--- START ---

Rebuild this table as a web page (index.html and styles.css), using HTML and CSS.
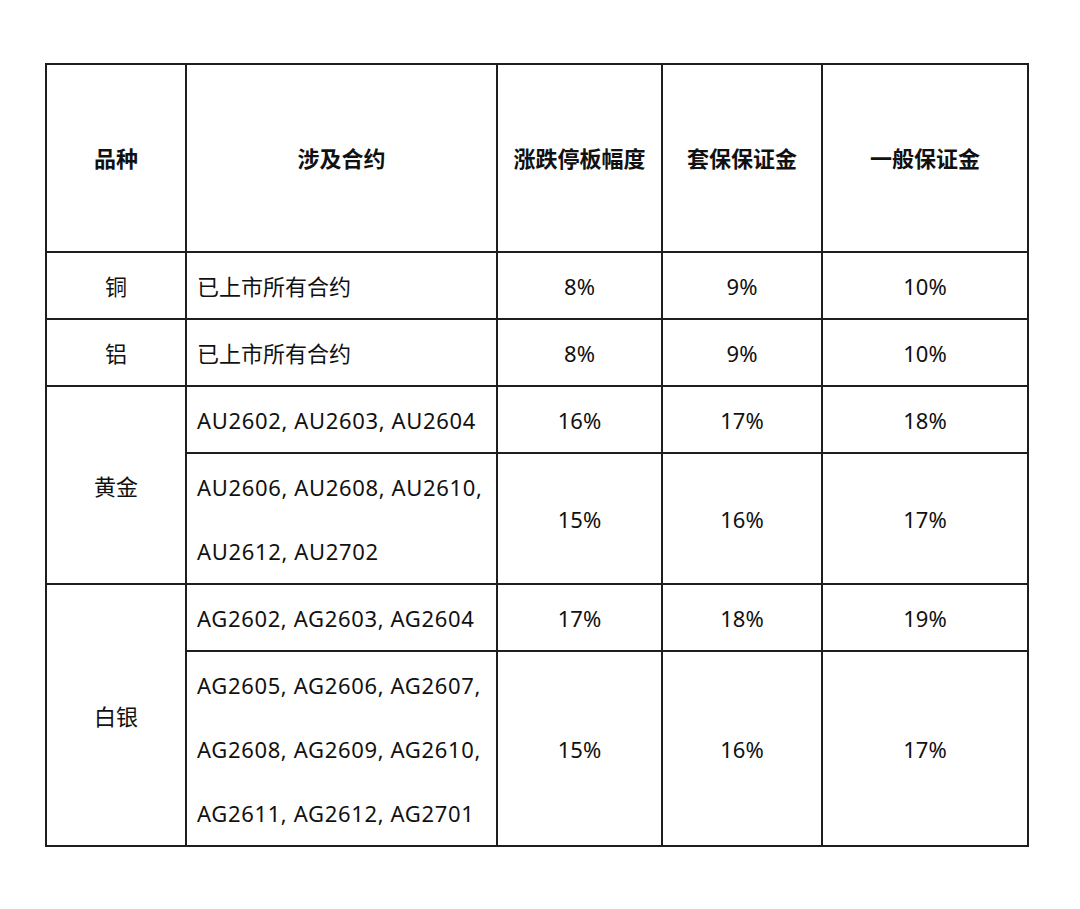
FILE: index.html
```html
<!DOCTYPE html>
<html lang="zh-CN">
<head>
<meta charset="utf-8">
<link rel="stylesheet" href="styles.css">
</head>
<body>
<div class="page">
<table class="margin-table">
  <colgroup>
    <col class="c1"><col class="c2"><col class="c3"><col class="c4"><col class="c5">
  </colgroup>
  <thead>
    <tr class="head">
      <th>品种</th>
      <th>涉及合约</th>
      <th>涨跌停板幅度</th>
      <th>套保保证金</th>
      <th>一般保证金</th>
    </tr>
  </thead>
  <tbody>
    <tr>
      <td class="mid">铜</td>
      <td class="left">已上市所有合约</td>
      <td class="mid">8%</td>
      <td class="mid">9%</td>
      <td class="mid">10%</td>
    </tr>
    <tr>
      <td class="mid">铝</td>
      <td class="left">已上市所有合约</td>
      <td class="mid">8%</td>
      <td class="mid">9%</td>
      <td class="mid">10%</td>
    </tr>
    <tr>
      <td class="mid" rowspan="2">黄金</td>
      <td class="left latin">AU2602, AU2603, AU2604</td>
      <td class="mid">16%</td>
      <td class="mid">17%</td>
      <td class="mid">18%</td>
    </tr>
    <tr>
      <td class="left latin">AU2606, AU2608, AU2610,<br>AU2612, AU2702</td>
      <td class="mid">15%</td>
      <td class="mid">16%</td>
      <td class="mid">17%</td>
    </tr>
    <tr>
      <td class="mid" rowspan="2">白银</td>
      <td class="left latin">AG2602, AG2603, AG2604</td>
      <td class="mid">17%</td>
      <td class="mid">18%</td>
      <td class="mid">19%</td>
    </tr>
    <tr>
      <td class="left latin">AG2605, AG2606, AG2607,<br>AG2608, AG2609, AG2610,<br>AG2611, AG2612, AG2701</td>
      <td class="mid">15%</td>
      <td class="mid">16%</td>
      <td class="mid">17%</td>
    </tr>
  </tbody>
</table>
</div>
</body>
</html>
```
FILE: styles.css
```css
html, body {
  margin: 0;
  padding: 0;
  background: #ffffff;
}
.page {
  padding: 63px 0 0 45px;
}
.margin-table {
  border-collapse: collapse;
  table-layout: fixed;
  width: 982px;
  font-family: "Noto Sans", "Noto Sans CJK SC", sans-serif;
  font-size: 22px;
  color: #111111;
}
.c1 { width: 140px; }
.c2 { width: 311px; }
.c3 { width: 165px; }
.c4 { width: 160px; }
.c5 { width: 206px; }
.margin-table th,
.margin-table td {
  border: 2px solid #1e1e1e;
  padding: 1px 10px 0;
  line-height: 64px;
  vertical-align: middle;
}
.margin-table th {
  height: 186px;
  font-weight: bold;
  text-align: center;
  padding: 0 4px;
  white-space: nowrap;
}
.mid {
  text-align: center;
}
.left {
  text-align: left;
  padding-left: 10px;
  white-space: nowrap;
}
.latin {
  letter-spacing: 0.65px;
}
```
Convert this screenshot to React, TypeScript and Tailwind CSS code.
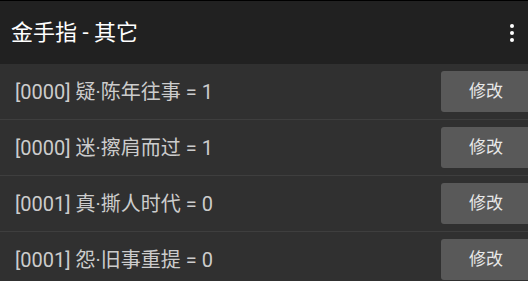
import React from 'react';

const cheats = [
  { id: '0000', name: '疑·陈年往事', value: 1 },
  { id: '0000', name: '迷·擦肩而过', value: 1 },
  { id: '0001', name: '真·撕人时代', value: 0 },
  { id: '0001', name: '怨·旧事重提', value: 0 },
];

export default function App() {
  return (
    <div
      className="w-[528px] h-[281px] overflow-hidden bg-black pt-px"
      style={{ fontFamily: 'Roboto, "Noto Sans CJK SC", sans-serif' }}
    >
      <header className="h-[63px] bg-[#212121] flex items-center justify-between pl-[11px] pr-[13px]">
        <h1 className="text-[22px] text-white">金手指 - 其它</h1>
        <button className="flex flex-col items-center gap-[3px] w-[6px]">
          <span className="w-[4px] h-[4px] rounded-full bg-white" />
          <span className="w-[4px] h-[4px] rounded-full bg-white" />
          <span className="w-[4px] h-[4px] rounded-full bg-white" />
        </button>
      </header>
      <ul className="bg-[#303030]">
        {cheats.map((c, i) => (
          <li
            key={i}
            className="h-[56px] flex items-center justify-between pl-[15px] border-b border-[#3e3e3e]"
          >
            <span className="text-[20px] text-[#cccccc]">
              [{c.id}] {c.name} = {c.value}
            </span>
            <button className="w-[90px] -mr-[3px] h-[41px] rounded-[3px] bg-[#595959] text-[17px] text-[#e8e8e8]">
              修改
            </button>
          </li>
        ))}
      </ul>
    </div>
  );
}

--- END ---

The records above must be transcribed exactly. Pictures are left out of the copy.

Rebuild this table as a web page (index.html and styles.css), using HTML and CSS.
FILE: index.html
```html
<!DOCTYPE html>
<html lang="zh-CN">
<head>
<meta charset="utf-8">
<link rel="stylesheet" href="styles.css">
</head>
<body>
<div class="page">
<table class="margin-table">
  <colgroup>
    <col class="c1"><col class="c2"><col class="c3"><col class="c4"><col class="c5">
  </colgroup>
  <thead>
    <tr class="head">
      <th>品种</th>
      <th>涉及合约</th>
      <th>涨跌停板幅度</th>
      <th>套保保证金</th>
      <th>一般保证金</th>
    </tr>
  </thead>
  <tbody>
    <tr>
      <td class="mid">铜</td>
      <td class="left">已上市所有合约</td>
      <td class="mid">8%</td>
      <td class="mid">9%</td>
      <td class="mid">10%</td>
    </tr>
    <tr>
      <td class="mid">铝</td>
      <td class="left">已上市所有合约</td>
      <td class="mid">8%</td>
      <td class="mid">9%</td>
      <td class="mid">10%</td>
    </tr>
    <tr>
      <td class="mid" rowspan="2">黄金</td>
      <td class="left latin">AU2602, AU2603, AU2604</td>
      <td class="mid">16%</td>
      <td class="mid">17%</td>
      <td class="mid">18%</td>
    </tr>
    <tr>
      <td class="left latin">AU2606, AU2608, AU2610,<br>AU2612, AU2702</td>
      <td class="mid">15%</td>
      <td class="mid">16%</td>
      <td class="mid">17%</td>
    </tr>
    <tr>
      <td class="mid" rowspan="2">白银</td>
      <td class="left latin">AG2602, AG2603, AG2604</td>
      <td class="mid">17%</td>
      <td class="mid">18%</td>
      <td class="mid">19%</td>
    </tr>
    <tr>
      <td class="left latin">AG2605, AG2606, AG2607,<br>AG2608, AG2609, AG2610,<br>AG2611, AG2612, AG2701</td>
      <td class="mid">15%</td>
      <td class="mid">16%</td>
      <td class="mid">17%</td>
    </tr>
  </tbody>
</table>
</div>
</body>
</html>
```
FILE: styles.css
```css
html, body {
  margin: 0;
  padding: 0;
  background: #ffffff;
}
.page {
  padding: 63px 0 0 45px;
}
.margin-table {
  border-collapse: collapse;
  table-layout: fixed;
  width: 982px;
  font-family: "Noto Sans", "Noto Sans CJK SC", sans-serif;
  font-size: 22px;
  color: #111111;
}
.c1 { width: 140px; }
.c2 { width: 311px; }
.c3 { width: 165px; }
.c4 { width: 160px; }
.c5 { width: 206px; }
.margin-table th,
.margin-table td {
  border: 2px solid #1e1e1e;
  padding: 1px 10px 0;
  line-height: 64px;
  vertical-align: middle;
}
.margin-table th {
  height: 186px;
  font-weight: bold;
  text-align: center;
  padding: 0 4px;
  white-space: nowrap;
}
.mid {
  text-align: center;
}
.left {
  text-align: left;
  padding-left: 10px;
  white-space: nowrap;
}
.latin {
  letter-spacing: 0.65px;
}
```
Convert this screenshot to React, TypeScript and Tailwind CSS code.
import React from 'react';

const cheats = [
  { id: '0000', name: '疑·陈年往事', value: 1 },
  { id: '0000', name: '迷·擦肩而过', value: 1 },
  { id: '0001', name: '真·撕人时代', value: 0 },
  { id: '0001', name: '怨·旧事重提', value: 0 },
];

export default function App() {
  return (
    <div
      className="w-[528px] h-[281px] overflow-hidden bg-black pt-px"
      style={{ fontFamily: 'Roboto, "Noto Sans CJK SC", sans-serif' }}
    >
      <header className="h-[63px] bg-[#212121] flex items-center justify-between pl-[11px] pr-[13px]">
        <h1 className="text-[22px] text-white">金手指 - 其它</h1>
        <button className="flex flex-col items-center gap-[3px] w-[6px]">
          <span className="w-[4px] h-[4px] rounded-full bg-white" />
          <span className="w-[4px] h-[4px] rounded-full bg-white" />
          <span className="w-[4px] h-[4px] rounded-full bg-white" />
        </button>
      </header>
      <ul className="bg-[#303030]">
        {cheats.map((c, i) => (
          <li
            key={i}
            className="h-[56px] flex items-center justify-between pl-[15px] border-b border-[#3e3e3e]"
          >
            <span className="text-[20px] text-[#cccccc]">
              [{c.id}] {c.name} = {c.value}
            </span>
            <button className="w-[90px] -mr-[3px] h-[41px] rounded-[3px] bg-[#595959] text-[17px] text-[#e8e8e8]">
              修改
            </button>
          </li>
        ))}
      </ul>
    </div>
  );
}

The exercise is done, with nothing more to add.